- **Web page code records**
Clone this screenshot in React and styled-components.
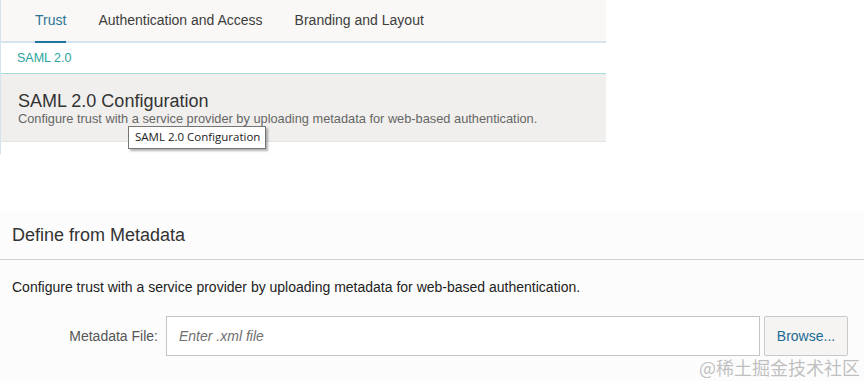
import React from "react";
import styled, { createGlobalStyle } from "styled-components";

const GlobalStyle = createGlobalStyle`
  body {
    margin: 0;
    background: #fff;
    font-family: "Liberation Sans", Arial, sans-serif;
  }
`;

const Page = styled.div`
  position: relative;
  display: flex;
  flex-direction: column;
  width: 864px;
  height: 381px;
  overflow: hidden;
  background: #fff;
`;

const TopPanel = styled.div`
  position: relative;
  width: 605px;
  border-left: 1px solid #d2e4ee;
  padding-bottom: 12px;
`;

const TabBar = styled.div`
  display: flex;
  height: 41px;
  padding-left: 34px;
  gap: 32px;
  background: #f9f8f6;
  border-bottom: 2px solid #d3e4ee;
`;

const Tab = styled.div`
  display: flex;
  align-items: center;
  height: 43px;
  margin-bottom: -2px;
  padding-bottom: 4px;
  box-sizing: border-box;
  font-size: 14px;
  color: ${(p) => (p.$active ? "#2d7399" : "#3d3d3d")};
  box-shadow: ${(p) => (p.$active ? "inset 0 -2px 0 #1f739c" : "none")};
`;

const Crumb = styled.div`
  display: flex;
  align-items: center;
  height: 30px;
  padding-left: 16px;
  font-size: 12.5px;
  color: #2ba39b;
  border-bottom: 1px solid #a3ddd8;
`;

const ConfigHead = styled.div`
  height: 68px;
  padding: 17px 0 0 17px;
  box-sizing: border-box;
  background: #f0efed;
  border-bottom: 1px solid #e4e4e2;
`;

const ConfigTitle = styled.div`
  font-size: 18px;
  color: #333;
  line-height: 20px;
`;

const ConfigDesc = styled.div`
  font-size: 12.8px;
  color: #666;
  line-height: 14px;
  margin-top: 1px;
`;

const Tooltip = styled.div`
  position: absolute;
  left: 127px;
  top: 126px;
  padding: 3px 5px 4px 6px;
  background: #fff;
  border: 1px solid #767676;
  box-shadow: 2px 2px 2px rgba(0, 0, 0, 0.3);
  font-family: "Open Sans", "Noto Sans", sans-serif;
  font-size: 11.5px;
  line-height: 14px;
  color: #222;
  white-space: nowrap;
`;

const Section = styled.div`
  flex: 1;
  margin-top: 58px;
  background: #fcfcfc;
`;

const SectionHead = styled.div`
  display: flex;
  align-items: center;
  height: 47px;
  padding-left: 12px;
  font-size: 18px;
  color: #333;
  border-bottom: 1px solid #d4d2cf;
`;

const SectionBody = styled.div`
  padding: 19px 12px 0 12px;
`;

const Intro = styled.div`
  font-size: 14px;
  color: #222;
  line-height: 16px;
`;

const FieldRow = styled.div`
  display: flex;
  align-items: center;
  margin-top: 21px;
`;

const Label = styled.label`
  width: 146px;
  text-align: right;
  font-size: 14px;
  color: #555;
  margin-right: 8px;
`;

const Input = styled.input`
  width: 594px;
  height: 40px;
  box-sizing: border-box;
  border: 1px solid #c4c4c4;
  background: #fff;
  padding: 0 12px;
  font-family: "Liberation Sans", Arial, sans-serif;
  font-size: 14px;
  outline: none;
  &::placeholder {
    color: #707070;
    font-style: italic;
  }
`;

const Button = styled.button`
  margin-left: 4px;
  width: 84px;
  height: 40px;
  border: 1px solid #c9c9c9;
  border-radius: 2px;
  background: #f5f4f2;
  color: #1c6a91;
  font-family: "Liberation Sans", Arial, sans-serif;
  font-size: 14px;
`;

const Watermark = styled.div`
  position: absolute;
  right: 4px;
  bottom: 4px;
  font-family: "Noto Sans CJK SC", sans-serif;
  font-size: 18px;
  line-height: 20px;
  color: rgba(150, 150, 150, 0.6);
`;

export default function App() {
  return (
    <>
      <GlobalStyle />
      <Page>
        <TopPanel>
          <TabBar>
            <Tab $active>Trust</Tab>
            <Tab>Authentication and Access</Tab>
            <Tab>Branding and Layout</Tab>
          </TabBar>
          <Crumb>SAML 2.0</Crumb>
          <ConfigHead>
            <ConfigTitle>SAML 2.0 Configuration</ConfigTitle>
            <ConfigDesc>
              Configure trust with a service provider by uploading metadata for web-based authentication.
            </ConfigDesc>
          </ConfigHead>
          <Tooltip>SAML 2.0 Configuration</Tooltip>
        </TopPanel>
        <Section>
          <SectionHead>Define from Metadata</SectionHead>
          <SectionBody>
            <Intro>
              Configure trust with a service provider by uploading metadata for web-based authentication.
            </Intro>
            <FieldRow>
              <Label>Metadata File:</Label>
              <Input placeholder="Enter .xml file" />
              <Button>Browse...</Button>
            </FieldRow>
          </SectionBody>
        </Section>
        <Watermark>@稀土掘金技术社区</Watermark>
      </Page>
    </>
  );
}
...
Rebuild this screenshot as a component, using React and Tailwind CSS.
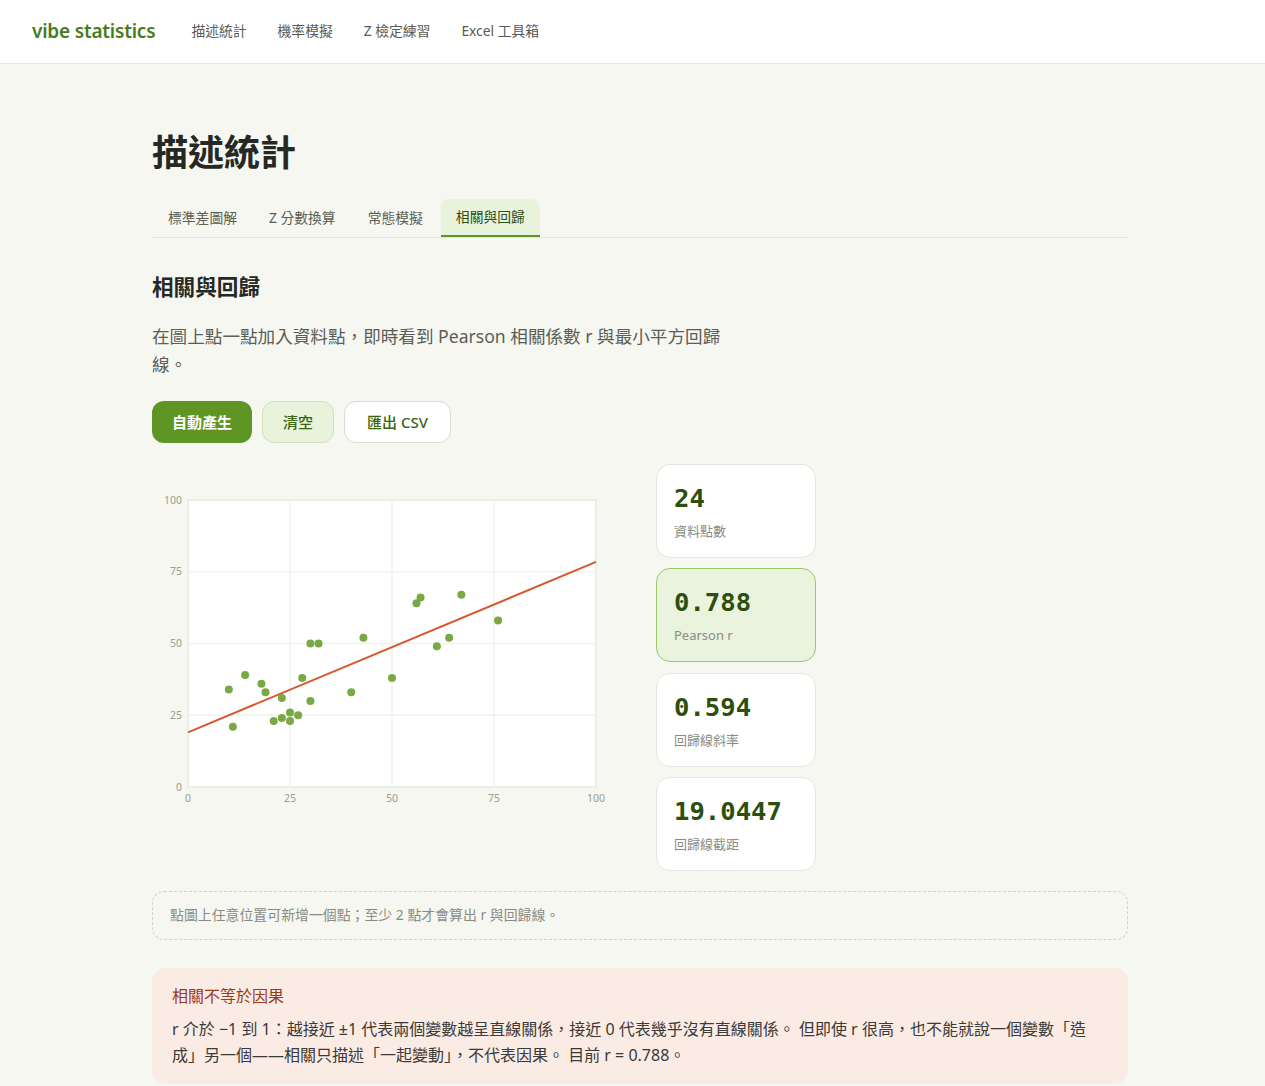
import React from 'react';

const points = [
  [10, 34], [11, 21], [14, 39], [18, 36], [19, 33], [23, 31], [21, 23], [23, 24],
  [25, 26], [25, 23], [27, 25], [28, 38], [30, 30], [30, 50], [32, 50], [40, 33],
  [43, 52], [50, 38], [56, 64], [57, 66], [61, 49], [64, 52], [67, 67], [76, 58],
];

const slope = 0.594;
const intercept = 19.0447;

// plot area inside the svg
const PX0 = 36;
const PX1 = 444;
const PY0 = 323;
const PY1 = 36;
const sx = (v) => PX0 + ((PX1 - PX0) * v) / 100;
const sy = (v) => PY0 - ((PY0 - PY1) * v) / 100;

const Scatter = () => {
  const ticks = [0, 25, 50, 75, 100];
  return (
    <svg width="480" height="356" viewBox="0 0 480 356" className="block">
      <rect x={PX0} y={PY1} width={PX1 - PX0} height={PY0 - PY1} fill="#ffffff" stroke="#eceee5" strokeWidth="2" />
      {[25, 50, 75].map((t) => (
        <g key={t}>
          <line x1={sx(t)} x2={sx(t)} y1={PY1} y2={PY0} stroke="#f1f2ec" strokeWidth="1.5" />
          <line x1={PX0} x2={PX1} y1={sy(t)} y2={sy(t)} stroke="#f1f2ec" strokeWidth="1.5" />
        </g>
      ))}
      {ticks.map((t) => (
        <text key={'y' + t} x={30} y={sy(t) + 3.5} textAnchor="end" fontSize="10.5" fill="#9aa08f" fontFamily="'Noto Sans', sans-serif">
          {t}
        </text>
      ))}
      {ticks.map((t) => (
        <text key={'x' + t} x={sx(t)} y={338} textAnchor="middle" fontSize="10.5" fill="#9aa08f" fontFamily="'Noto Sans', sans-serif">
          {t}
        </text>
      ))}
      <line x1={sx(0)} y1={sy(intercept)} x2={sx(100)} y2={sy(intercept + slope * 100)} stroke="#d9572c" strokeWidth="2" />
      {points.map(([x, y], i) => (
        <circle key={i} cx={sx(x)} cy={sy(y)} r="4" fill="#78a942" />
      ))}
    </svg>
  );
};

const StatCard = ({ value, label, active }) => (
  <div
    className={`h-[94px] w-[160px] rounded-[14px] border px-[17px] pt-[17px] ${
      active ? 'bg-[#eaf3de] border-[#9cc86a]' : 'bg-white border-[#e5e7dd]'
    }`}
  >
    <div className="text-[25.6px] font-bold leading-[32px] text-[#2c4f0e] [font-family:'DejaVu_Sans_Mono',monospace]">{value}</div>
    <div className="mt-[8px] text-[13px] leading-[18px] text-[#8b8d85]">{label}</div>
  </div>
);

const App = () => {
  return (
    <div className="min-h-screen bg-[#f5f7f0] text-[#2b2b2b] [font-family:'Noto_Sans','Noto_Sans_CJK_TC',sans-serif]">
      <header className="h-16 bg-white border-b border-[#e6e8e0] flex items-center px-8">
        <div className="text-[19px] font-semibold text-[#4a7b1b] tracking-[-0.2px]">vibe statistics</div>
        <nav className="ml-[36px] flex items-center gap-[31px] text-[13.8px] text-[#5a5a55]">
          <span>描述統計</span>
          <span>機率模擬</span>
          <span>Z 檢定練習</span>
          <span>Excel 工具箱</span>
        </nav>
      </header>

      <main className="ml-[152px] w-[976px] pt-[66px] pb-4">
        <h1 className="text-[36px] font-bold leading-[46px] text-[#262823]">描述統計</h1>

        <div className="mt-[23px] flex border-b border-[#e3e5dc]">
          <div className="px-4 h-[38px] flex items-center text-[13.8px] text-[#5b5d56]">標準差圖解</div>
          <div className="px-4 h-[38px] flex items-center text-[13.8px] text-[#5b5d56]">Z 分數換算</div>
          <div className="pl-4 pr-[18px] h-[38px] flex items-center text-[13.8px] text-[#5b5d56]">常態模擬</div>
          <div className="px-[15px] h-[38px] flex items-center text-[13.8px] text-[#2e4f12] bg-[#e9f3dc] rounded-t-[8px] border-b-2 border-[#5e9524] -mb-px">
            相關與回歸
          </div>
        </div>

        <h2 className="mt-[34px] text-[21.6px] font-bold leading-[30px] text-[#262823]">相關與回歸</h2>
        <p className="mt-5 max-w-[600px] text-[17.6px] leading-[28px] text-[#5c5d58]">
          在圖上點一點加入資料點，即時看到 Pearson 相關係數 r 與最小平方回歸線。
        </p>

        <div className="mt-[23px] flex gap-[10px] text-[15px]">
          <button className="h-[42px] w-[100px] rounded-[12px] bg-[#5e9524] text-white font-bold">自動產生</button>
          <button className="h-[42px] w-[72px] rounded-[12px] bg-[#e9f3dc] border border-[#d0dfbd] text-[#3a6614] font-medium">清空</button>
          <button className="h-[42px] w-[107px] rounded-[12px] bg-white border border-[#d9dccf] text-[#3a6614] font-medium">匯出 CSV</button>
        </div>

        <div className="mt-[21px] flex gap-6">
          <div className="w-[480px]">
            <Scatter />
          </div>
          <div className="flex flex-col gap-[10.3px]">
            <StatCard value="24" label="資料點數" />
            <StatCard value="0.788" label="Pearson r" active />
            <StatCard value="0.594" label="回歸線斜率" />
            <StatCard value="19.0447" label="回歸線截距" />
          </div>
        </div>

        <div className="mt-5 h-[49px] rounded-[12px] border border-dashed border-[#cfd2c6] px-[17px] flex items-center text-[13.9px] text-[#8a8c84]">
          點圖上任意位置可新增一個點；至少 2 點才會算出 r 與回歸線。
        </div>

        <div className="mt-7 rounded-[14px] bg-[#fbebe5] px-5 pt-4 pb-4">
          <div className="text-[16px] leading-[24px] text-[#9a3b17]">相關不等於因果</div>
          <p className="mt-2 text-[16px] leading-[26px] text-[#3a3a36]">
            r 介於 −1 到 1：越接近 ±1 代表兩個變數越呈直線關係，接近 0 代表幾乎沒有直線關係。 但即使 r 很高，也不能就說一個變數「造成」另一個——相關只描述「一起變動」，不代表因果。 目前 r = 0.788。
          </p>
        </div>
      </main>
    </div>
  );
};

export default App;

- **Description of the task**
Skip all pictures. Retype exactly the span whose first line is the one with "Rebuild this screenshot" and whose last line is the one with "import React from 'react';".

- **Finished answer**
Rebuild this screenshot as a component, using React and Tailwind CSS.
import React from 'react';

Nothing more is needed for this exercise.